Dutifully, I attended the Smuggler's Cove press preview last night. Stupidly, I forgot any sort of camera, so I don't have any images for you. But, happily, I can report that after a long wait, much anticipation, a lot of hype (from me) the place will live up to its high expectations.

What impressed me, though, was the way in which this rumored tiki bar surprised me. For one, it's not a cavernous tiki space like the Tonga Room (I hadn't been to Jade Bar, which was SC's predecessor at 650 Gough, in years, so I didn't really remember it), nor is it very "island" or "Hawaiian" as is Forbidden Island, owner Martin Cate's previous establishment on Alameda.
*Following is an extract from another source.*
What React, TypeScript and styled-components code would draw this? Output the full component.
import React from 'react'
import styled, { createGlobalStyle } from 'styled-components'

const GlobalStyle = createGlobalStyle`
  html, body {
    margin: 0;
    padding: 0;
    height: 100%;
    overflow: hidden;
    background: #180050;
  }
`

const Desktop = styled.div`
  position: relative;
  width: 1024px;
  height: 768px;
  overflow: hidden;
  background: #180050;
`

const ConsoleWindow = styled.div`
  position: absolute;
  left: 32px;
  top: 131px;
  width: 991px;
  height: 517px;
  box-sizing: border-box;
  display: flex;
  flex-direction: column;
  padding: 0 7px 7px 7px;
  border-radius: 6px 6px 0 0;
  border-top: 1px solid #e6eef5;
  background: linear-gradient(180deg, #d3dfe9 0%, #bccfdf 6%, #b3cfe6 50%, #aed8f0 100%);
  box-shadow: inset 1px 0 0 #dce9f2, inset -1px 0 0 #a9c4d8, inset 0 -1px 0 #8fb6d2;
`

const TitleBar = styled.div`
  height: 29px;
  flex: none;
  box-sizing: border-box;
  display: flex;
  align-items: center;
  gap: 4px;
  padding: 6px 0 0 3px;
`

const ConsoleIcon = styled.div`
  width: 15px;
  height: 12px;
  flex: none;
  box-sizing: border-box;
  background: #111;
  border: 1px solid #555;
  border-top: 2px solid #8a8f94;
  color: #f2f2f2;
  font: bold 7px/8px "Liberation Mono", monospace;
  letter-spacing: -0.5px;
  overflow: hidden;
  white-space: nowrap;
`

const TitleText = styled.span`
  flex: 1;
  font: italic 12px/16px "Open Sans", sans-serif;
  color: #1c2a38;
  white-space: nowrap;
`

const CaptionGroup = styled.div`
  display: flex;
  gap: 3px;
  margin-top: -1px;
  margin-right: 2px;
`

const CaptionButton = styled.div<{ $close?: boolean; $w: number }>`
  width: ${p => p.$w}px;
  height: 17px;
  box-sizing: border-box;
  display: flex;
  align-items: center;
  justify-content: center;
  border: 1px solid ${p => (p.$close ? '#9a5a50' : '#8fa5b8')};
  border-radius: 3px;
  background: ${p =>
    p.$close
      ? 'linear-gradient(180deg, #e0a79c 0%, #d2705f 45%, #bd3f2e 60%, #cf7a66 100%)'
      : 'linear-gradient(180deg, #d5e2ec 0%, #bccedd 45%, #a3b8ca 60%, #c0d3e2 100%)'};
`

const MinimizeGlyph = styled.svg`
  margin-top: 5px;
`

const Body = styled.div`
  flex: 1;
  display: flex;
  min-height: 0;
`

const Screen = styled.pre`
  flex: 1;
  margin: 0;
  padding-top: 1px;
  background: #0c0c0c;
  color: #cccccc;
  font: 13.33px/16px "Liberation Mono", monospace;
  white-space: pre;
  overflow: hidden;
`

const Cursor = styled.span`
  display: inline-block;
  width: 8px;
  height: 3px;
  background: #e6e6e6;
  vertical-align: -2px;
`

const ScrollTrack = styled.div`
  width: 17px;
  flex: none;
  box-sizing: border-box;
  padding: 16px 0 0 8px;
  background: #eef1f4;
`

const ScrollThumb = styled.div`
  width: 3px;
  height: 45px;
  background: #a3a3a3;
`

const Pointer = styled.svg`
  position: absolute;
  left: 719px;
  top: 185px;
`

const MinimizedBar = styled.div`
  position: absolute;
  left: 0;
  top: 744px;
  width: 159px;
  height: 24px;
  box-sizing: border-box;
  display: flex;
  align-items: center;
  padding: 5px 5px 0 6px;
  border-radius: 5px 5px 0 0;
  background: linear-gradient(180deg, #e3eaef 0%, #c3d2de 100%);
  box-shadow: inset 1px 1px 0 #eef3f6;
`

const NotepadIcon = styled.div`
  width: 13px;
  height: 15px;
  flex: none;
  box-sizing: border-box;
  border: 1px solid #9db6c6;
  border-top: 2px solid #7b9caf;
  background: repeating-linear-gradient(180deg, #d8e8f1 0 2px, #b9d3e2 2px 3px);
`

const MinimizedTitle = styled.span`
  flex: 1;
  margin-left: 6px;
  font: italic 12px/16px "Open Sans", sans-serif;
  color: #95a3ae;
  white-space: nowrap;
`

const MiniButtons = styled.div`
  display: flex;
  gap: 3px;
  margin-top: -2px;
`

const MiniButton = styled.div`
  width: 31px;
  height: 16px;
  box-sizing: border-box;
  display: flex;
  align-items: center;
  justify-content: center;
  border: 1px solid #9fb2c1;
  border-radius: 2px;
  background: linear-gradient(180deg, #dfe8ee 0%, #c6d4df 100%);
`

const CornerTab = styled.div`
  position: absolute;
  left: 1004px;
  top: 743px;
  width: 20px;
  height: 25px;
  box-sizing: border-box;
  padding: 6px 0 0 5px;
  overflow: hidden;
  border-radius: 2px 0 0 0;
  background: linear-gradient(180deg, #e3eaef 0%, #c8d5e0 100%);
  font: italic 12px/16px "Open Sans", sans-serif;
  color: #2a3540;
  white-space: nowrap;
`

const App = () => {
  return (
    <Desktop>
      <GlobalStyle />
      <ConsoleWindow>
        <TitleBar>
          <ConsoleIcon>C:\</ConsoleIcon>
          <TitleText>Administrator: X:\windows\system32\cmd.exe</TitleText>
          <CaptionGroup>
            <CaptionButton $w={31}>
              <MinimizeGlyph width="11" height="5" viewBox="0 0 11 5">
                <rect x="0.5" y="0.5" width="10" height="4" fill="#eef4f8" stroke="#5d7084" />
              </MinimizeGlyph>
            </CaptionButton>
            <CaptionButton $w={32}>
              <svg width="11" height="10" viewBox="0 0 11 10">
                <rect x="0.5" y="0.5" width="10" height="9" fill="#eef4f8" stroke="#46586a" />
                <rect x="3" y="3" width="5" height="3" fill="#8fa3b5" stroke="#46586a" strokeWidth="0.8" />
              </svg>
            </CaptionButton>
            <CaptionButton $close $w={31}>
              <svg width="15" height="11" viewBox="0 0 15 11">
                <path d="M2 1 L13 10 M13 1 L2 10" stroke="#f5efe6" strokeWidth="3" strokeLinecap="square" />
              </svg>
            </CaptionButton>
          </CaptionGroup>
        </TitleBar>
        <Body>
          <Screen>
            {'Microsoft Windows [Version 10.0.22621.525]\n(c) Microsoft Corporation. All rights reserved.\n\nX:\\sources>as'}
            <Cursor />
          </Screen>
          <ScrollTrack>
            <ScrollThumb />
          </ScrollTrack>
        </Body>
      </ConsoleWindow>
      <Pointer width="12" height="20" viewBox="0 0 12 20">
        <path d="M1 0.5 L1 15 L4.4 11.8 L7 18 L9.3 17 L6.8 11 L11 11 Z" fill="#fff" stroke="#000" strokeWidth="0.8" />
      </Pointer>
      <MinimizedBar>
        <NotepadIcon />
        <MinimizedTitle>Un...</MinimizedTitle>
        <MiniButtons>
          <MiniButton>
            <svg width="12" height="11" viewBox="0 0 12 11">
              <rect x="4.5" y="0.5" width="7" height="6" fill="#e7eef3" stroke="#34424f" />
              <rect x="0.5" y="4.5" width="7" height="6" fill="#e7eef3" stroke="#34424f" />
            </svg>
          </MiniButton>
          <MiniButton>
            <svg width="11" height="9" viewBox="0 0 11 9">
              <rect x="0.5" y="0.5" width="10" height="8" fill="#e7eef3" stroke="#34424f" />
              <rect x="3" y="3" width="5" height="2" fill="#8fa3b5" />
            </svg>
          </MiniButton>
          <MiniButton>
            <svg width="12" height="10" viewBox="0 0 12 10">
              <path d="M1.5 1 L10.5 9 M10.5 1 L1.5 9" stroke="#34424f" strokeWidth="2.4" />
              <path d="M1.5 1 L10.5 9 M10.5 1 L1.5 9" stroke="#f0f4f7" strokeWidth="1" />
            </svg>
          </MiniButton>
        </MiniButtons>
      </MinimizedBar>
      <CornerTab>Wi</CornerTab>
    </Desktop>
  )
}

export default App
Rather it's intimate, cozy and very maritime (think seafaring, wooden ships). Lots of rope, dark-laquered wood paneling, illuminated blowfish, harpoons and lanterns decorate the walls. It's truly a complete vision, and once you're inside the windowless space you feel completely disconnected (in a good way) from the reality of Hayes Valley right outside the completely opaque door.
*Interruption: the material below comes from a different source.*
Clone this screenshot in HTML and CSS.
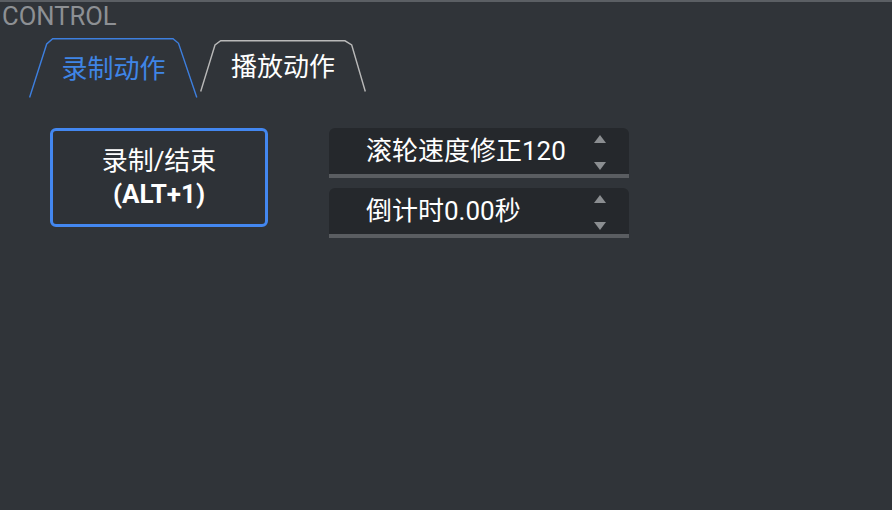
FILE: index.html
```html
<!DOCTYPE html>
<html lang="zh-CN">
<head>
<meta charset="utf-8">
<title>Control</title>
<link rel="stylesheet" href="styles.css">
</head>
<body>
<div class="panel">
  <div class="title">CONTROL</div>
  <div class="tabs">
    <div class="tab tab-active">
      <svg class="tab-shape" viewBox="0 0 169 60" width="169" height="60"><path d="M0.6 59.5 L17.7 6 L23.7 0.8 L144 0.8 L149.5 5.3 L167.8 59.5" fill="none" stroke="#3d7fdf" stroke-width="1.4"/></svg>
      <span class="tab-label">录制动作</span>
    </div>
    <div class="tab tab-idle">
      <svg class="tab-shape" viewBox="0 0 166 52" width="166" height="52"><path d="M0.7 51.5 L15 5 L20.7 0.8 L145 0.8 L151.7 5 L165.3 51.5" fill="none" stroke="#b9b9b9" stroke-width="1.4"/></svg>
      <span class="tab-label">播放动作</span>
    </div>
  </div>
  <div class="content">
    <button class="record-btn"><span class="btn-line1">录制/结束</span><span class="btn-line2">(ALT+1)</span></button>
    <div class="spins">
      <div class="spin">
        <span class="spin-text">滚轮速度修正120</span>
        <span class="spin-arrows"><span class="arrow-up"></span><span class="arrow-down"></span></span>
      </div>
      <div class="spin">
        <span class="spin-text">倒计时0.00秒</span>
        <span class="spin-arrows"><span class="arrow-up"></span><span class="arrow-down"></span></span>
      </div>
    </div>
  </div>
</div>
</body>
</html>
```
FILE: styles.css
```css
html, body {
  margin: 0;
  padding: 0;
  background: #303439;
  height: 100%;
}
body {
  font-family: "Roboto", "Noto Sans CJK SC", sans-serif;
  color: #ffffff;
}
.panel {
  border-top: 2px solid #5b5f64;
  height: 508px;
  box-sizing: border-box;
}
.title {
  font-size: 25.6px;
  line-height: 29px;
  color: #8d9094;
  padding-left: 2px;
  height: 29px;
}
.tabs {
  display: flex;
  align-items: flex-start;
  padding-left: 29px;
  margin-top: 7px;
  height: 62px;
}
.tab {
  position: relative;
  display: flex;
  align-items: center;
  justify-content: center;
  font-family: "Noto Sans CJK SC", sans-serif;
  font-size: 26px;
}
.tab-shape {
  position: absolute;
  left: 0;
  top: 0;
}
.tab-active {
  width: 169px;
  height: 60px;
  color: #3f85e6;
}
.tab-idle {
  width: 166px;
  height: 52px;
  margin-left: 2px;
  margin-top: 2px;
  color: #ffffff;
}
.tab-label {
  position: relative;
  line-height: 30px;
  margin-top: -2px;
}
.content {
  display: flex;
  align-items: flex-start;
  padding-left: 50px;
  margin-top: 28px;
}
.record-btn {
  width: 218px;
  height: 99px;
  box-sizing: border-box;
  border: 3px solid #4387f0;
  border-radius: 6px;
  background: #2e3237;
  color: #ffffff;
  display: flex;
  flex-direction: column;
  align-items: center;
  justify-content: center;
  padding: 0;
  font-family: "Roboto", "Noto Sans CJK SC", sans-serif;
  font-size: 26px;
}
.btn-line1 {
  line-height: 33px;
  font-weight: 400;
}
.btn-line2 {
  line-height: 33px;
  font-weight: 700;
}
.spins {
  display: flex;
  flex-direction: column;
  gap: 10px;
  margin-left: 61px;
  width: 300px;
}
.spin {
  height: 50px;
  box-sizing: border-box;
  background: #25282c;
  border-radius: 6px 6px 0 0;
  border-bottom: 4px solid #5a5d61;
  display: flex;
  align-items: center;
  justify-content: space-between;
  padding-left: 37px;
  padding-right: 23px;
}
.spin-text {
  font-size: 26px;
  line-height: 30px;
  color: #ffffff;
}
.spin-arrows {
  display: flex;
  flex-direction: column;
  justify-content: space-between;
  align-items: center;
  height: 37px;
  padding-top: 2px;
  box-sizing: border-box;
}
.arrow-up {
  width: 0;
  height: 0;
  border-left: 6px solid transparent;
  border-right: 6px solid transparent;
  border-bottom: 8px solid #8b8e91;
}
.arrow-down {
  width: 0;
  height: 0;
  border-left: 6px solid transparent;
  border-right: 6px solid transparent;
  border-top: 8px solid #8b8e91;
}
```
These decor desicions back up Cate's premise, which is to not be exclusively tiki, but more oriented toward rum, rum connoisseurship, and rum cocktails (which include tiki as a subset). Rum, after all, was the spirit of pirates and seamen. The cocktails appear to be excellent. We were able to sample 5 out of what will be 80 drinks on the menu. That Cate can fashion rum, lime juice, raspberry syrup, egg white and bitters into something dry and sophisticated is testimony to his good taste. His rum drinks may feature lots of tropical fruit, but they are always balanced and complex.

To tell the truth, I've never been much attracted to the tiki concept. But Cate's vision of rum and maritime ways is something slightly different. And it's executed in so tasteful and total a fashion as to seem nothing like a blasé beach hut and everything like a welcoming haven from the torments of the vast, cold sea.